REQUIRED WORK:
Tally all lines containing the word "that". Give the number alone.
━━━ PROVIDED DATA
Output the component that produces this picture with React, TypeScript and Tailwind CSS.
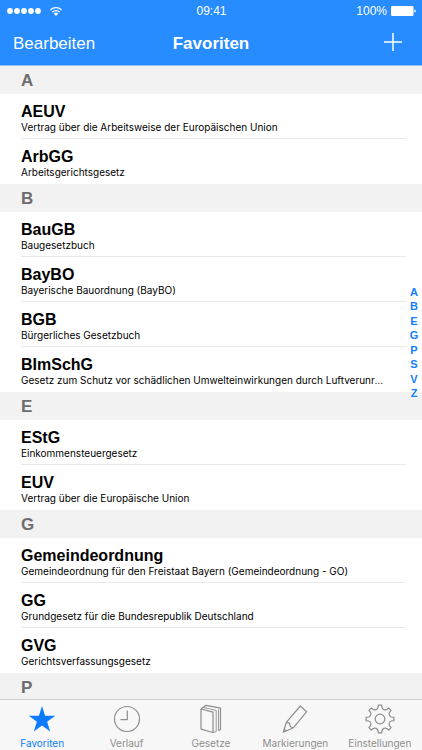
import type { ReactNode } from 'react'

type Law = { short: string; title: string }
type Section = { letter: string; laws: Law[] }

const sections: Section[] = [
  {
    letter: 'A',
    laws: [
      { short: 'AEUV', title: 'Vertrag über die Arbeitsweise der Europäischen Union' },
      { short: 'ArbGG', title: 'Arbeitsgerichtsgesetz' },
    ],
  },
  {
    letter: 'B',
    laws: [
      { short: 'BauGB', title: 'Baugesetzbuch' },
      { short: 'BayBO', title: 'Bayerische Bauordnung (BayBO)' },
      { short: 'BGB', title: 'Bürgerliches Gesetzbuch' },
      {
        short: 'BImSchG',
        title: 'Gesetz zum Schutz vor schädlichen Umwelteinwirkungen durch Luftverunreinigungen',
      },
    ],
  },
  {
    letter: 'E',
    laws: [
      { short: 'EStG', title: 'Einkommensteuergesetz' },
      { short: 'EUV', title: 'Vertrag über die Europäische Union' },
    ],
  },
  {
    letter: 'G',
    laws: [
      { short: 'Gemeindeordnung', title: 'Gemeindeordnung für den Freistaat Bayern (Gemeindeordnung - GO)' },
      { short: 'GG', title: 'Grundgesetz für die Bundesrepublik Deutschland' },
      { short: 'GVG', title: 'Gerichtsverfassungsgesetz' },
    ],
  },
  { letter: 'P', laws: [] },
]

const indexLetters = ['A', 'B', 'E', 'G', 'P', 'S', 'V', 'Z']

function gearPath() {
  const at = (r: number, deg: number) => {
    const a = ((deg - 90) * Math.PI) / 180
    return `${(15 + r * Math.cos(a)).toFixed(2)} ${(15 + r * Math.sin(a)).toFixed(2)}`
  }
  let d = ''
  for (let i = 0; i < 8; i++) {
    const t = i * 45
    d += `${i === 0 ? 'M' : 'L'}${at(14, t - 7)}L${at(14, t + 7)}L${at(11.6, t + 10)}`
    d += `C${at(9.8, t + 15)} ${at(9.8, t + 30)} ${at(11.6, t + 35)}`
  }
  return d + 'Z'
}

function TabIcon({ children }: { children: ReactNode }) {
  return (
    <svg
      aria-hidden="true"
      className="size-[30px]"
      fill="none"
      stroke="currentColor"
      strokeLinejoin="round"
      strokeWidth="1.2"
      viewBox="0 0 30 30"
    >
      {children}
    </svg>
  )
}

const tabs = [
  {
    label: 'Favoriten',
    icon: (
      <path
        d="M15 2l3.1 9.7h10.2l-8.2 6 3.1 9.8L15 21.5l-8.2 6 3.1-9.8-8.2-6h10.2z"
        fill="currentColor"
        stroke="none"
      />
    ),
  },
  {
    label: 'Verlauf',
    icon: (
      <>
        <circle cx="15" cy="15" r="12.5" />
        <path d="M15.3 6.5v9.2H8.5" />
      </>
    ),
  },
  {
    label: 'Gesetze',
    icon: (
      <>
        <path d="M5 5l12 3.2v20.3L5 25.2z" />
        <path d="M5 5l5-3.700 14.500 2.900v21.500l-1.800.6" />
        <path d="M7.200 3.400l13 3v21.200l-3.200.9M22.500 5.400v21.500" strokeWidth="0.9" />
      </>
    ),
  },
  {
    label: 'Markierungen',
    icon: (
      <path d="M20.300 2l6.400 5.700-13.200 16L3.300 28.200l3-9.900zM6.300 18.300l3.200.8.900 3.600 3.100 1M4.300 25.200l2 1.800" />
    ),
  },
  {
    label: 'Einstellungen',
    icon: (
      <>
        <path d={gearPath()} />
        <circle cx="15" cy="15" r="4.8" />
      </>
    ),
  },
]

function StatusBar() {
  return (
    <div className="grid h-[22px] grid-cols-3 items-center pr-1.5 pl-[7px] text-xs">
      <div className="flex items-center gap-2">
        <svg aria-hidden="true" className="h-1.5 w-[35px]" fill="currentColor" viewBox="0 0 35 6">
          {[3, 10, 17, 24, 31].map((cx) => (
            <circle cx={cx} cy="3" key={cx} r="2.9" />
          ))}
        </svg>
        <svg aria-hidden="true" className="h-[9px] w-3" fill="none" stroke="currentColor" viewBox="0 0 12 9">
          <path d="M.4 3a8 8 0 0 1 11.200 0M2.300 5.100a5.200 5.200 0 0 1 7.400 0" strokeWidth="1.3" />
          <path d="M6 9L3.800 6.700a3.100 3.100 0 0 1 4.400 0z" fill="currentColor" stroke="none" />
        </svg>
      </div>
      <span className="text-center font-medium">09:41</span>
      <div className="flex items-center justify-end gap-1">
        <span>100%</span>
        <svg aria-hidden="true" className="h-2.5 w-[25px]" fill="currentColor" viewBox="0 0 25 10">
          <rect height="10" rx="1.2" width="22.5" />
          <path d="M23.300 3.400q1.600.4 1.600 1.600t-1.600 1.600z" />
        </svg>
      </div>
    </div>
  )
}

function NavBar() {
  return (
    <header className="shrink-0 border-b border-[#8cc2ff] bg-[#268cff] text-white">
      <StatusBar />
      <div className="grid h-[43px] grid-cols-[1fr_auto_1fr] items-center px-[13px] text-[17px]">
        <button className="justify-self-start" type="button">
          Bearbeiten
        </button>
        <h1 className="font-bold">Favoriten</h1>
        <button aria-label="Hinzufügen" className="justify-self-end px-[7px] pb-1" type="button">
          <svg className="size-[18px]" stroke="currentColor" strokeWidth="1.5" viewBox="0 0 18 18">
            <path d="M9 0v18M0 9h18" />
          </svg>
        </button>
      </div>
    </header>
  )
}

function LawRow({ law }: { law: Law }) {
  return (
    <li className="group pr-4 pl-[21px]">
      <a
        className="block h-[45px] border-b border-[#e9e9e9] pt-[9px] pr-5 group-last:border-transparent"
        href={`#${law.short}`}
      >
        <span className="block text-base leading-[17px] font-bold">{law.short}</span>
        <span className="block truncate font-[Inter,sans-serif] text-[10px] leading-[14px]">{law.title}</span>
      </a>
    </li>
  )
}

export default function App() {
  return (
    <div className="flex h-screen flex-col bg-white font-['Liberation_Sans',Arial,sans-serif] text-black">
      <NavBar />

      <div className="relative min-h-0 flex-1">
        <main className="h-full overflow-hidden">
          {sections.map((section) => (
            <section id={section.letter} key={section.letter}>
              <h2 className="bg-[#f2f2f2] px-[21px] pt-px text-[17px] leading-[27px] font-bold text-[#6d6d6d]">
                {section.letter}
              </h2>
              <ul>
                {section.laws.map((law) => (
                  <LawRow key={law.short} law={law} />
                ))}
              </ul>
            </section>
          ))}
        </main>

        <nav aria-label="Index" className="absolute inset-y-0 right-0 flex w-4 items-center">
          <div className="mb-20 flex h-[115px] w-full flex-col justify-between text-center text-[11px] leading-[14px] font-bold text-[#157efb]">
            {indexLetters.map((letter) => (
              <a href={`#${letter}`} key={letter}>
                {letter}
              </a>
            ))}
          </div>
        </nav>
      </div>

      <nav className="grid shrink-0 grid-cols-5 border-t border-[#cfd1d1] bg-[#f7f7f7] pt-1 text-[#8e8e8e]">
        {tabs.map((tab, i) => (
          <button
            aria-current={i === 0 ? 'page' : undefined}
            className="flex flex-col items-center gap-0.5 font-[Inter,sans-serif] text-[10px] leading-[14px] aria-[current=page]:text-[#0d7bff]"
            key={tab.label}
            type="button"
          >
            <TabIcon>{tab.icon}</TabIcon>
            {tab.label}
          </button>
        ))}
      </nav>
    </div>
  )
}
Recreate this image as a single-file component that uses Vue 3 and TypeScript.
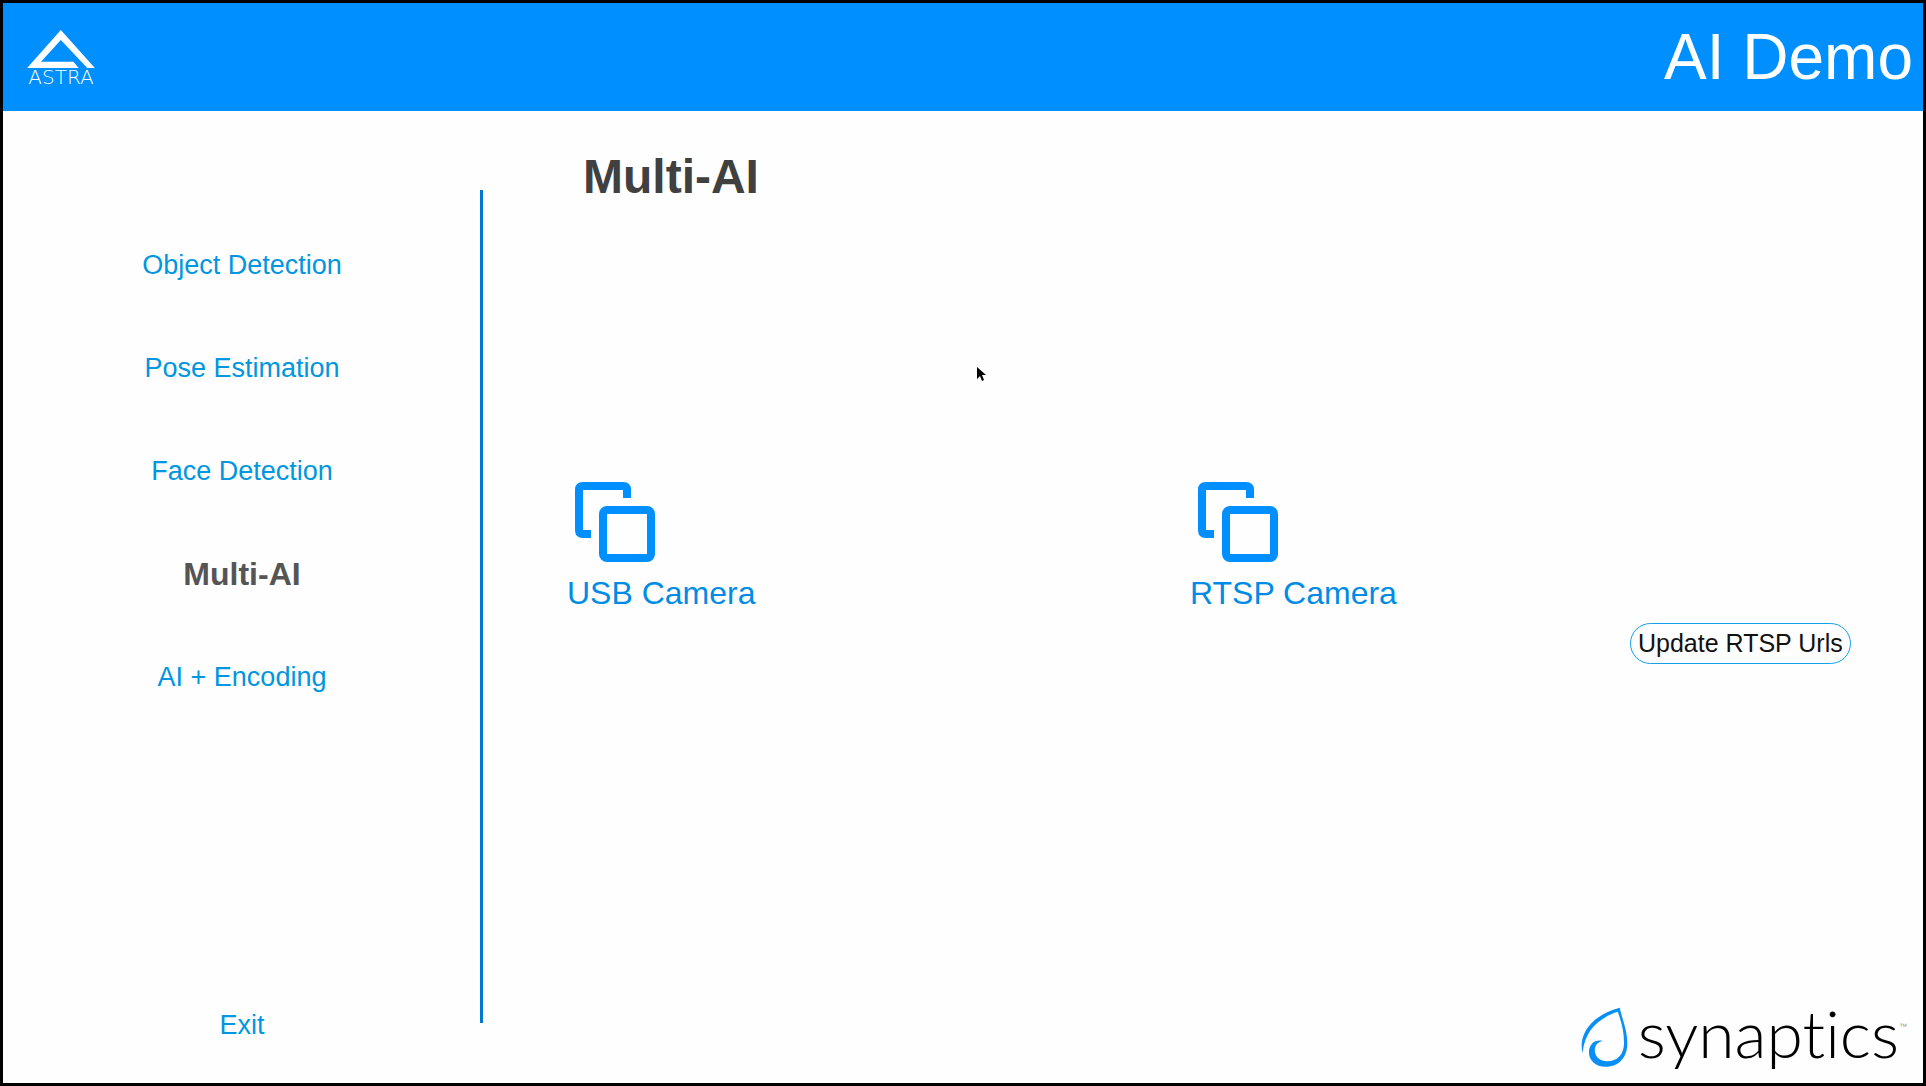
<script setup lang="ts">
import { ref } from 'vue'

const pages: string[] = [
  'Object Detection',
  'Pose Estimation',
  'Face Detection',
  'Multi-AI',
  'AI + Encoding',
]
const current = ref<string>('Multi-AI')
const sources: string[] = ['USB Camera', 'RTSP Camera']
</script>

<template>
  <div class="app">
    <header class="topbar">
      <div class="astra">
        <svg class="astra-mark" viewBox="80 92 205 115" aria-hidden="true">
          <path d="M182 92 80 207H236L220 188H122L182 122 262 207H285Z" fill="#fff" />
        </svg>
        <span class="astra-name">ASTRA</span>
      </div>
      <span class="product">AI Demo</span>
    </header>

    <div class="body">
      <nav class="menu">
        <button
          v-for="page in pages"
          :key="page"
          type="button"
          class="menu-item"
          :class="{ active: page === current }"
          @click="current = page"
        >
          {{ page }}
        </button>
        <button type="button" class="menu-item exit">Exit</button>
      </nav>
      <div class="divider"></div>

      <main class="content">
        <h1 class="title">{{ current }}</h1>
        <div class="sources">
          <button v-for="source in sources" :key="source" type="button" class="source">
            <svg class="source-icon" viewBox="0 0 80 80" fill="none" stroke="#008fff" stroke-width="8" aria-hidden="true">
              <path d="M52 16V8Q52 4 48 4H8Q4 4 4 8V48Q4 52 8 52H16" />
              <rect x="28" y="28" width="48" height="48" rx="4" />
            </svg>
            <span>{{ source }}</span>
          </button>
          <button type="button" class="update">Update RTSP Urls</button>
        </div>

        <footer class="brand">
          <svg class="brand-drop" viewBox="57 51 142 180" aria-hidden="true">
            <path
              fill="#0a90f5"
              d="M174 53C181 85 197 120 197 160C197 204 170 231 132 231C100 231 81 211 81 187C81 162 100 147 123 153C104 156 98 171 99 184C101 203 116 214 136 214C166 214 187 195 187 158C187 122 178 92 168 65C110 84 68 122 62 189C50 150 70 81 174 53Z"
            />
          </svg>
          <span class="brand-name">synaptics</span>
          <span class="brand-tm">™</span>
        </footer>
      </main>
    </div>

    <svg class="pointer" viewBox="0 0 9 15" aria-hidden="true">
      <path d="M0 0V12L3 9 5 14 7 13 5 8H9Z" fill="#000" />
    </svg>
  </div>
</template>

<style>
body {
  margin: 0;
}
</style>

<style scoped>
.app {
  position: relative;
  box-sizing: border-box;
  min-height: 100vh;
  display: flex;
  flex-direction: column;
  border: 3px solid #000;
  background: #fefefe;
  font-family: "Liberation Sans", Arial, sans-serif;
}

button {
  margin: 0;
  padding: 0;
  border: 0;
  background: none;
  font-family: inherit;
  cursor: pointer;
}

.topbar {
  display: flex;
  align-items: center;
  justify-content: space-between;
  height: 108px;
  padding: 0 10px;
  background: #008fff;
  color: #fff;
}

.astra {
  display: flex;
  flex-direction: column;
  align-items: center;
  width: 96px;
  padding-top: 2px;
}

.astra-mark {
  width: 68px;
  height: 38px;
}

.astra-name {
  font-family: "DejaVu Sans", sans-serif;
  font-weight: 200;
  font-size: 20px;
  line-height: 18px;
}

.product {
  font-size: 64px;
  line-height: 72px;
}

.body {
  flex: 1;
  display: flex;
}

.menu {
  box-sizing: border-box;
  width: 25%;
  display: flex;
  flex-direction: column;
  align-items: center;
  gap: 71px;
  padding: 138px 2px 42px 0;
}

.menu-item {
  color: #0096e0;
  font-size: 27px;
  line-height: 32px;
}

.menu-item.active {
  color: #555;
  font-size: 32px;
  font-weight: bold;
}

.exit {
  margin-top: auto;
}

.divider {
  width: 3px;
  margin: 79px 0 60px -3px;
  background: #0078cc;
}

.content {
  flex: 1;
  display: flex;
  flex-direction: column;
  padding: 38px 0 16px 84px;
}

.title {
  margin: 0 0 277px 16px;
  color: #404040;
  font-size: 48px;
  line-height: 56px;
}

.sources {
  display: grid;
  grid-template-columns: 623fr 440fr 293fr;
  align-items: start;
  justify-items: start;
}

.source {
  display: flex;
  flex-direction: column;
  align-items: flex-start;
  gap: 13px;
  color: #008ce6;
  font-size: 32px;
  line-height: 36px;
}

.source-icon {
  width: 80px;
  height: 80px;
  margin-left: 8px;
}

.update {
  margin-top: 141px;
  padding: 0 7px;
  border: 1px solid #12a0e8;
  border-radius: 21px;
  color: #111;
  font-size: 25px;
  line-height: 39px;
}

.brand {
  display: flex;
  align-items: flex-start;
  margin-top: auto;
  justify-content: flex-end;
  padding-right: 16px;
}

.brand-drop {
  width: 47px;
  height: 60px;
  margin-right: 10px;
}

.brand-name {
  color: #000;
  font-family: Lato, sans-serif;
  font-weight: 300;
  font-size: 66px;
  font-variant-ligatures: none;
  line-height: 52px;
}

.brand-tm {
  color: #999;
  font-size: 8px;
  line-height: 40px;
}

.pointer {
  position: absolute;
  left: 974px;
  top: 364px;
  width: 9px;
  height: 15px;
}
</style>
━━━━━━
EXPECTED ANSWER:
2